Philip Massinger’s work combines within itself the qualities both of Fletcher and Jonson.

11. John Ford (1586-1639):

Ford had a melancholy and morbid temperament, and gloom, tragedy and bloodshed had a strange fascination for him. Gloom, unrelieved even by a single ray of light, is his chief characteristic.

A sense of fatality hangs over his tragedies; tragedy seems to be pre-destined, and in this respect he shows his affinity with the Greeks.
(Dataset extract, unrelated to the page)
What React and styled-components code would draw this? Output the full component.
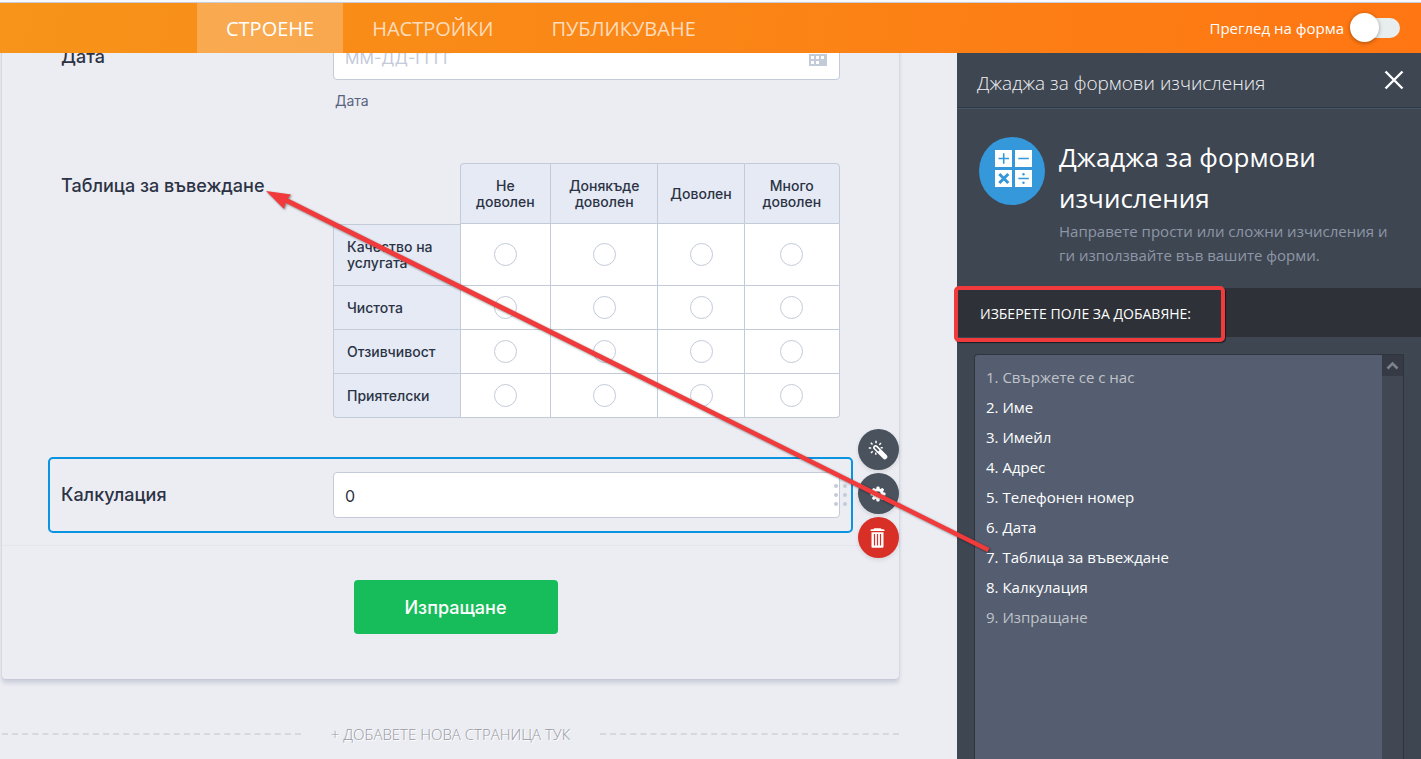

Ford’s masterpiece is It is Pity. ‘She is a Whore’ is incest.

It is the story of the love of a brother for his sister and its tragic consequences. “Not only does Ford show incestuous, sinful love, he even glorifies it and romanticizes it.” When the sister refuses herself to her brother, he kills her and re-appears with her heart on the point of his dagger, “so that the morbid and the melodramatic are combined.”

12. James Shirley (1596-1666):

According to Charles Lamb, Shirley is, “the last of a great race.”

His best tragedies are: (1) The Traitor, and (2) The Cardinal-his masterpiece. The first tragedy is a close imitation of Tourneur’s The Revenge’s Tragedy, and the second is based on Webster’s Duchess of Mali. Both are tragedies of bloodshed and horror.

His best comedies are:

(1) The Welding. (2) The Changes, (3) The Lady of Pleasure -his masterpiece. It fore shadows Restoration Comedy of Manners.

His comedies show greater originality than his tragedies, for they paint society, its manners and fashion, its literary crazes, and all these had changed with years. In spite of its inferior wit and vigor, the Lady of Pleasure foreshadows Sheridan’s School for Scandal.

Shirley also wrote a number of tragic – comedies towards the end of his career in which he exploited Spanish themes. The influence of Spain was growing, and Shirley freely exploits it in his romantic comedy, The Imposture.